左表为一个实时的交易表与右表(相对稳定的维度表)做连接。

share streamTable(1000:0, `time`volume`id, [TIMESTAMP, INT,INT]) as trades
dbPath="dfs://testlj"
if(existsDatabase(dbPath)){
   dropDatabase(dbPath)
}
rt=table(1000:0, `time`price`id, [TIMESTAMP, DOUBLE, INT])
db=database(dbPath, VALUE, `A`B`C)
prices=db.createTable(rt,`rightTable)
outputTable = table(10000:0, `id`volume`price`prod, [INT,INT,DOUBLE,DOUBLE])

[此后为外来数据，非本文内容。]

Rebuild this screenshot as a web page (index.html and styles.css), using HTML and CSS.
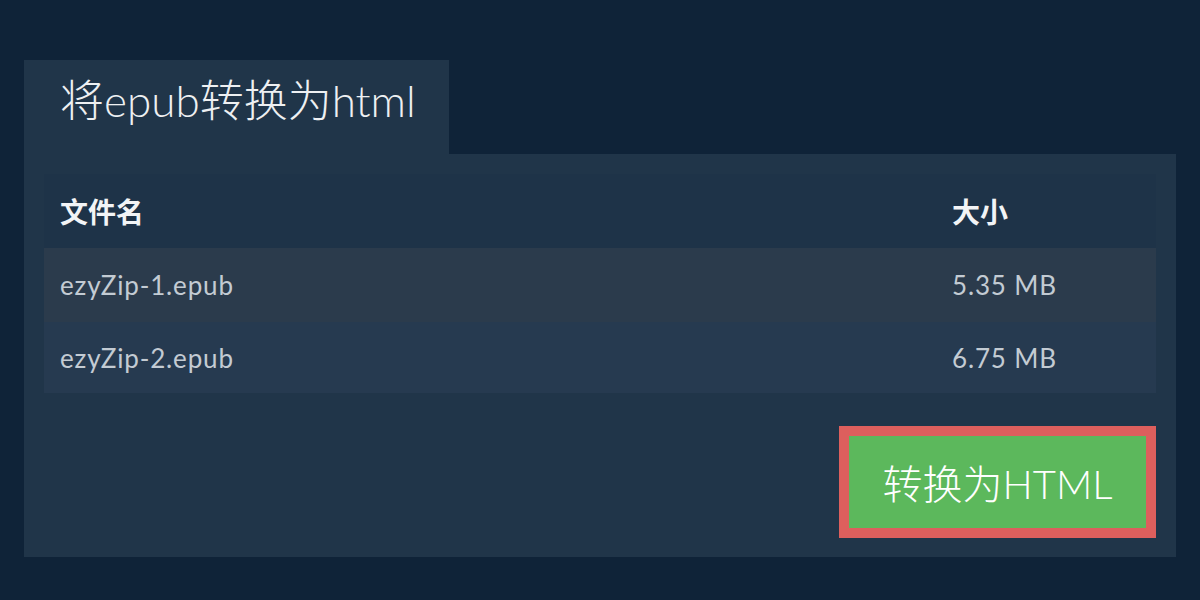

tradesLookupJoin = createLookupJoinEngine(name="streamLookup1", leftTable=trades, rightTable=prices, outputTable=outputTable, metrics=<[volume,price,volume*price]>, matchingColumn=`id, rightTimeColumn=`time,checkTimes=1s)
subscribeTable(tableName="trades", actionName="append_trades", offset=0, handler=appendForJoin{tradesLookupJoin, true}, msgAsTable=true)

def writeData(t,n){
    timev = 2021.10.08T01:01:01.001 + timestamp(1..n)
    volumev = take(1..n, n)
    id = take(1 2 3, n)
    insert into t values(timev, volumev, id)
}
//n=7
writeData(rt, 10)
prices.append!(rt)
sleep(2000)
writeData(trades, 6)
sleep(2)

select * from outputTable

id

volume

price

prod

1 1 10 10
2 2 8 16
3 3 9 27
1 4 10 40
2 5 8 40
3 6 9 54